IBM POWER8 HPC System Accelerates Genomics Analysis with SMT8 Multithreading

Advances in the data and compute intensive scientific use case of Hadoop

Published August 2016

Current compute technologies and scientific methods for Big Data analysis today are demanding more compute cycles per processor than ever before, with extreme I/O performance to match. An LSU and IBM collaboration has demonstrated dramatic speedups on genomic analysis.

Despite multiple prior Hadoop Genome analysis attempts on an existing 120-node Intel Xeon-based LSU HPC cluster, a large metagenome dataset could not be analyzed in a reasonable period of time on existing LSU resources.
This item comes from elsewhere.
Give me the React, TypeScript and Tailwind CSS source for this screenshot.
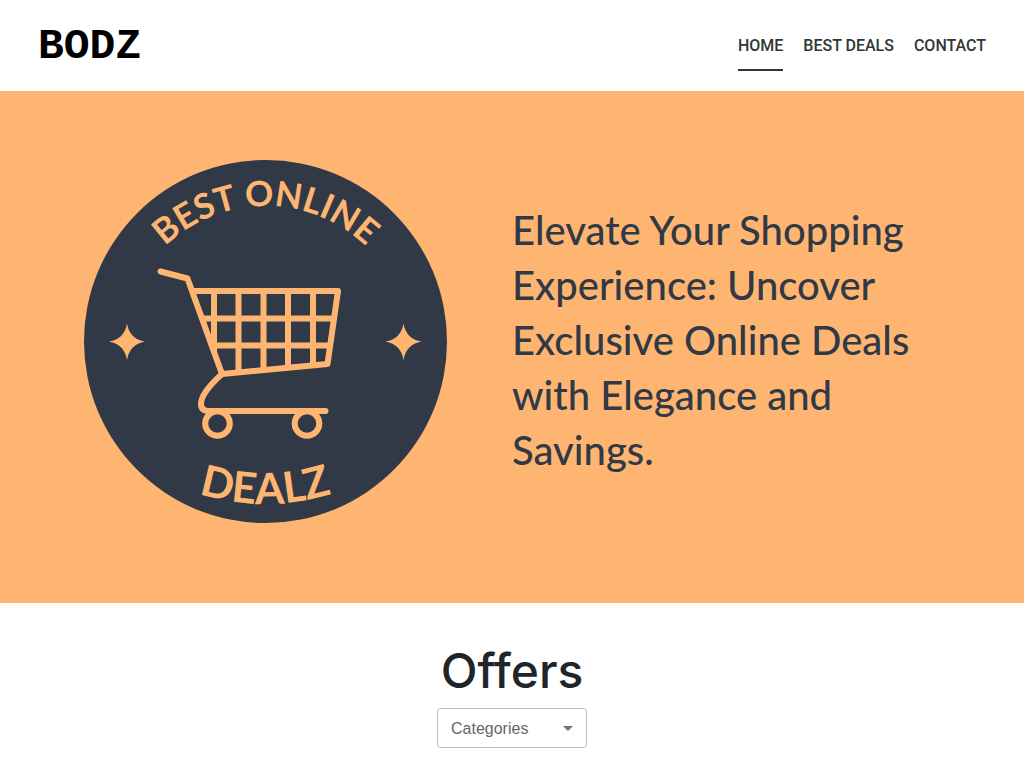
import React, { useState } from "react";

const links = [
  { label: "HOME", href: "#home" },
  { label: "BEST DEALS", href: "#best-deals" },
  { label: "CONTACT", href: "#contact" },
];

const headline = [
  "Elevate Your Shopping",
  "Experience: Uncover",
  "Exclusive Online Deals",
  "with Elegance and",
  "Savings.",
];

function Header() {
  const [active, setActive] = useState("HOME");
  return (
    <header className="flex h-[91px] items-center justify-between bg-white pr-[38px] pl-[38px]">
      <a
        href="#home"
        className="pt-[3px] font-['Liberation_Mono',monospace] text-[43px] leading-[48px] font-bold text-black"
      >
        BODZ
      </a>
      <nav className="flex gap-5 font-[Roboto,sans-serif] text-base font-medium text-[#2f3735]">
        {links.map((link) => (
          <a
            key={link.label}
            href={link.href}
            onClick={() => setActive(link.label)}
            className={
              active === link.label
                ? "border-y-2 border-t-transparent border-b-[#2f3735] py-[11px]"
                : "border-y-2 border-transparent py-[11px]"
            }
          >
            {link.label}
          </a>
        ))}
      </nav>
    </header>
  );
}

function Badge() {
  return (
    <svg viewBox="0 0 363 363" className="w-full max-w-[363px]" role="img" aria-label="Best Online Dealz">
      <defs>
        <path id="arc-top" d="M36.500 191a145 145 0 0 1 290 0" />
        <path id="arc-bottom" d="M-38.500 124a220 220 0 0 0 440 0" />
      </defs>
      <circle cx="181.5" cy="181.5" r="181.5" fill="#323946" />
      <g fill="#ffb572" fontFamily="Lato, sans-serif" fontWeight="700" textAnchor="middle">
        <text fontSize="35">
          <textPath href="#arc-top" startOffset="50%">BEST ONLINE</textPath>
        </text>
        <text fontSize="43">
          <textPath href="#arc-bottom" startOffset="50%">DEALZ</textPath>
        </text>
      </g>
      <g fill="#ffb572">
        <path d="M43 163.500Q45.500 179 61 181.500Q45.500 184.500 43 200Q40.500 184.500 25 181.500Q40.500 179 43 163.500Z" />
        <path d="M319.500 163.500Q322 179 337.500 181.500Q322 184.500 319.500 200Q317 184.500 301.500 181.500Q317 179 319.500 163.500Z" />
      </g>
      <g fill="none" stroke="#ffb572" strokeWidth="6" strokeLinecap="round" strokeLinejoin="round">
        <path d="M76.500 111.500L103.500 118.500L138 214L243.500 204L254 131H108.500" />
        <path d="M138 214C128 223 117 234 117 244Q117 251 125 251H241.500" />
        <path d="M118.500 158.500H250M128 185.500H246" />
        <path d="M130 131V193M154.500 131V211M179.500 131V209M204 131V207M229 131V205" strokeLinecap="butt" />
        <circle cx="133.500" cy="263.500" r="12.300" />
        <circle cx="223" cy="263.500" r="12.300" />
      </g>
    </svg>
  );
}

function Hero() {
  return (
    <section className="grid grid-cols-2 items-center bg-[#ffb572] pt-[69px] pb-20">
      <div className="pr-16 pl-[84px]">
        <Badge />
      </div>
      <h1 className="pb-0.5 font-[Lato,sans-serif] text-[40px] leading-[55px] font-medium text-[#323946]">
        {headline.map((line) => (
          <span key={line} className="block whitespace-nowrap">
            {line}
          </span>
        ))}
      </h1>
    </section>
  );
}

function Offers() {
  return (
    <section className="flex flex-col items-center bg-white pt-10 pb-5">
      <h2 className="font-[Inter,sans-serif] text-5xl leading-[56px] font-medium text-[#212529]">
        Offers
      </h2>
      <div className="relative mt-[9px] w-[150px]">
        <select
          aria-label="Categories"
          defaultValue=""
          className="h-10 w-full appearance-none rounded border border-[#bdbdbd] bg-white pt-0.5 pr-8 pl-[13px] font-['Liberation_Sans',sans-serif] text-base text-[#666666]"
        >
          <option value="">Categories</option>
        </select>
        <svg
          viewBox="0 0 24 24"
          className="pointer-events-none absolute top-2 right-[7px] size-6 fill-[#757575]"
          aria-hidden="true"
        >
          <path d="M7 10l5 5 5-5z" />
        </svg>
      </div>
    </section>
  );
}

export default function App() {
  return (
    <main className="min-h-screen bg-white">
      <Header />
      <Hero />
      <Offers />
    </main>
  );
}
Knowing the extraordinary capabilities for big data analysis offered by IBM Power Systems, the LSU Center for Computational Technologies staff and researchers turned to IBM for help.

The existing Hadoop-based method was ported to an IBM Customer Center 40 Node POWER8 cluster running Ubuntu 14.10 and IBM Spectrum Scale (formerly GPFS). The result was astonishing: The 1st phase of the Hadoop analysis on the huge 3.2TB metagenome dataset was rendered in 6.25 hours, using only 40 nodes. LSU and IBM are excited to report on these promising advances in this data and compute intensive scientific use case of Hadoop.